--- Task details ---
Repeat, exactly and in full, the lines of the listing below, but without any pictures.

--- Data extract ---
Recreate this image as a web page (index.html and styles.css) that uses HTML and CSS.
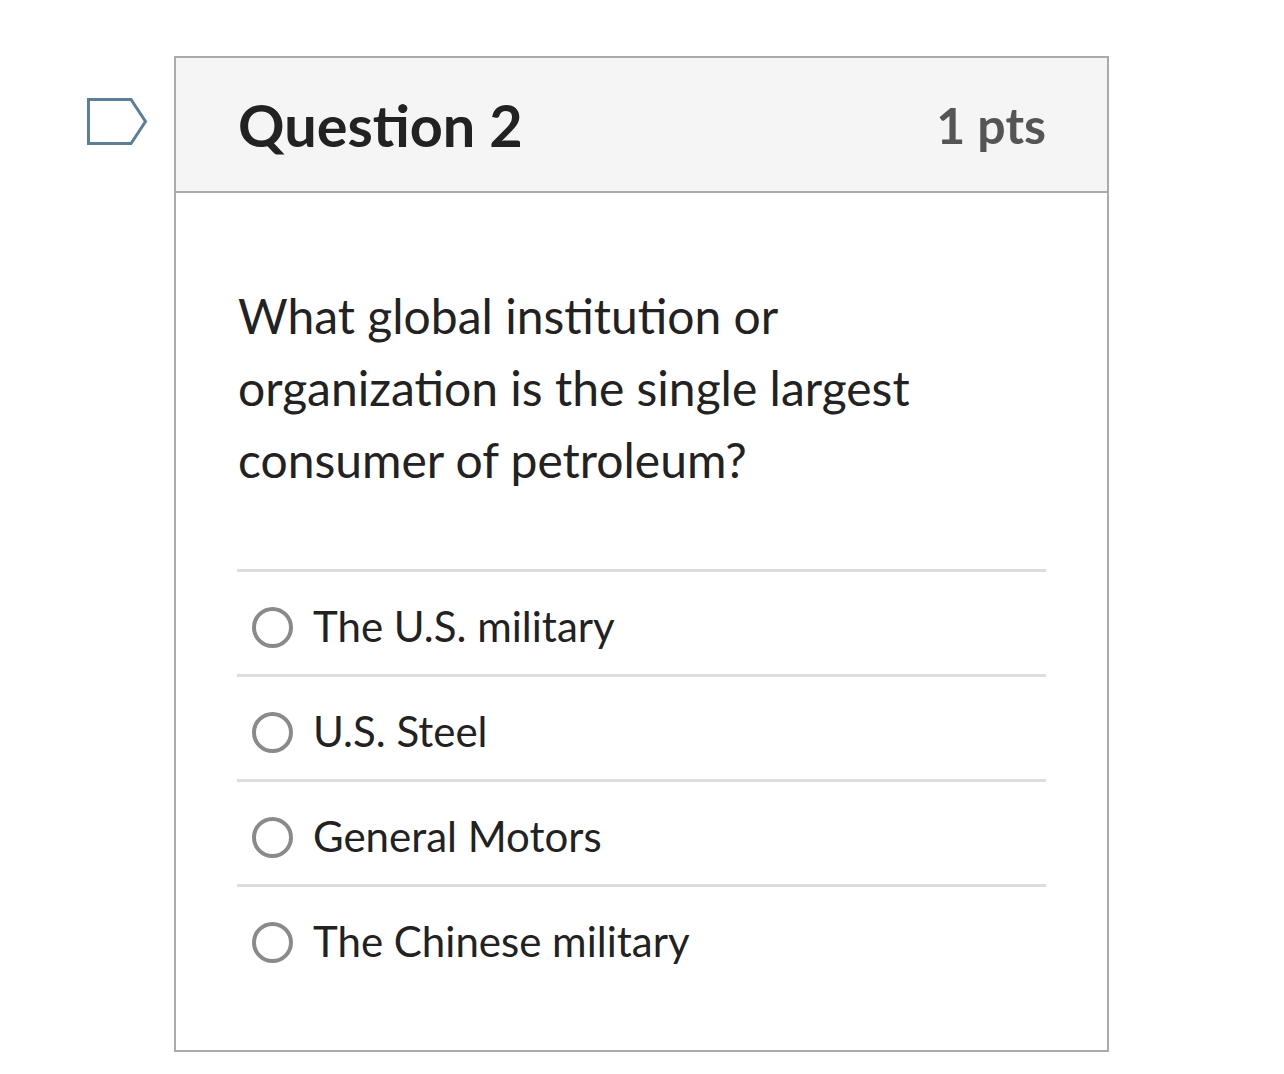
FILE: index.html
```html
<!DOCTYPE html>
<html lang="en">
<head>
<meta charset="utf-8">
<title>Question 2</title>
<link rel="stylesheet" href="styles.css">
</head>
<body>
<div class="page">
  <div class="flag" aria-hidden="true">
    <svg width="62" height="50" viewBox="0 0 62 50">
      <path d="M2.5 2.5 H45 L59.5 24.5 L45 46.5 H2.5 Z" fill="none" stroke="#5b7f99" stroke-width="3" stroke-linejoin="miter"/>
    </svg>
  </div>
  <div class="card">
    <div class="card-header">
      <h2 class="title">Question 2</h2>
      <div class="pts">1 pts</div>
    </div>
    <div class="card-body">
      <p class="question">What global institution or organization is the single largest consumer of petroleum?</p>
      <div class="answers">
        <label class="answer"><span class="radio"></span><span class="answer-text">The U.S. military</span></label>
        <label class="answer"><span class="radio"></span><span class="answer-text">U.S. Steel</span></label>
        <label class="answer"><span class="radio"></span><span class="answer-text">General Motors</span></label>
        <label class="answer"><span class="radio"></span><span class="answer-text">The Chinese military</span></label>
      </div>
    </div>
  </div>
</div>
</body>
</html>
```
FILE: styles.css
```css
html, body {
  margin: 0;
  padding: 0;
  background: #ffffff;
}
body {
  font-family: Lato, "Open Sans", "Liberation Sans", sans-serif;
  color: #222222;
}
.page {
  display: flex;
  align-items: flex-start;
  padding: 56px 0 0 86px;
}
.flag {
  width: 62px;
  height: 50px;
  margin-top: 41px;
  margin-right: 26px;
}
.flag svg {
  display: block;
}
.card {
  width: 931px;
  border: 2px solid #aaaaaa;
  background: #ffffff;
}
.card-header {
  display: flex;
  align-items: center;
  justify-content: space-between;
  height: 135px;
  background: #f5f5f5;
  border-bottom: 2px solid #aaaaaa;
  padding: 0 61px 0 62px;
  box-sizing: border-box;
}
.title {
  margin: 0;
  font-size: 57.6px;
  font-weight: 700;
  color: #222222;
  line-height: 1;
}
.pts {
  font-size: 50px;
  font-weight: 700;
  color: #555555;
  line-height: 1;
}
.card-body {
  padding: 87px 61px 61px 62px;
}
.question {
  margin: 0 0 73px 0;
  font-size: 48px;
  line-height: 72px;
  color: #222222;
  width: 690px;
}
.answers {
  display: flex;
  flex-direction: column;
  margin-left: -1px;
}
.answer {
  display: flex;
  align-items: center;
  border-top: 3px solid #dddddd;
  height: 105px;
  box-sizing: border-box;
  padding: 5px 0 0 15px;
  font-size: 42px;
}
.radio {
  width: 41px;
  height: 41px;
  box-sizing: border-box;
  border: 4px solid #8a8a8a;
  border-radius: 50%;
  flex: none;
  margin-right: 20px;
  position: relative;
  top: 2px;
}
.answer-text {
  line-height: 60px;
  color: #222222;
}
```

--- Answer ---
Recreate this image as a web page (index.html and styles.css) that uses HTML and CSS.
FILE: index.html
```html
<!DOCTYPE html>
<html lang="en">
<head>
<meta charset="utf-8">
<title>Question 2</title>
<link rel="stylesheet" href="styles.css">
</head>
<body>
<div class="page">
  <div class="flag" aria-hidden="true">
    <svg width="62" height="50" viewBox="0 0 62 50">
      <path d="M2.5 2.5 H45 L59.5 24.5 L45 46.5 H2.5 Z" fill="none" stroke="#5b7f99" stroke-width="3" stroke-linejoin="miter"/>
    </svg>
  </div>
  <div class="card">
    <div class="card-header">
      <h2 class="title">Question 2</h2>
      <div class="pts">1 pts</div>
    </div>
    <div class="card-body">
      <p class="question">What global institution or organization is the single largest consumer of petroleum?</p>
      <div class="answers">
        <label class="answer"><span class="radio"></span><span class="answer-text">The U.S. military</span></label>
        <label class="answer"><span class="radio"></span><span class="answer-text">U.S. Steel</span></label>
        <label class="answer"><span class="radio"></span><span class="answer-text">General Motors</span></label>
        <label class="answer"><span class="radio"></span><span class="answer-text">The Chinese military</span></label>
      </div>
    </div>
  </div>
</div>
</body>
</html>
```
FILE: styles.css
```css
html, body {
  margin: 0;
  padding: 0;
  background: #ffffff;
}
body {
  font-family: Lato, "Open Sans", "Liberation Sans", sans-serif;
  color: #222222;
}
.page {
  display: flex;
  align-items: flex-start;
  padding: 56px 0 0 86px;
}
.flag {
  width: 62px;
  height: 50px;
  margin-top: 41px;
  margin-right: 26px;
}
.flag svg {
  display: block;
}
.card {
  width: 931px;
  border: 2px solid #aaaaaa;
  background: #ffffff;
}
.card-header {
  display: flex;
  align-items: center;
  justify-content: space-between;
  height: 135px;
  background: #f5f5f5;
  border-bottom: 2px solid #aaaaaa;
  padding: 0 61px 0 62px;
  box-sizing: border-box;
}
.title {
  margin: 0;
  font-size: 57.6px;
  font-weight: 700;
  color: #222222;
  line-height: 1;
}
.pts {
  font-size: 50px;
  font-weight: 700;
  color: #555555;
  line-height: 1;
}
.card-body {
  padding: 87px 61px 61px 62px;
}
.question {
  margin: 0 0 73px 0;
  font-size: 48px;
  line-height: 72px;
  color: #222222;
  width: 690px;
}
.answers {
  display: flex;
  flex-direction: column;
  margin-left: -1px;
}
.answer {
  display: flex;
  align-items: center;
  border-top: 3px solid #dddddd;
  height: 105px;
  box-sizing: border-box;
  padding: 5px 0 0 15px;
  font-size: 42px;
}
.radio {
  width: 41px;
  height: 41px;
  box-sizing: border-box;
  border: 4px solid #8a8a8a;
  border-radius: 50%;
  flex: none;
  margin-right: 20px;
  position: relative;
  top: 2px;
}
.answer-text {
  line-height: 60px;
  color: #222222;
}
```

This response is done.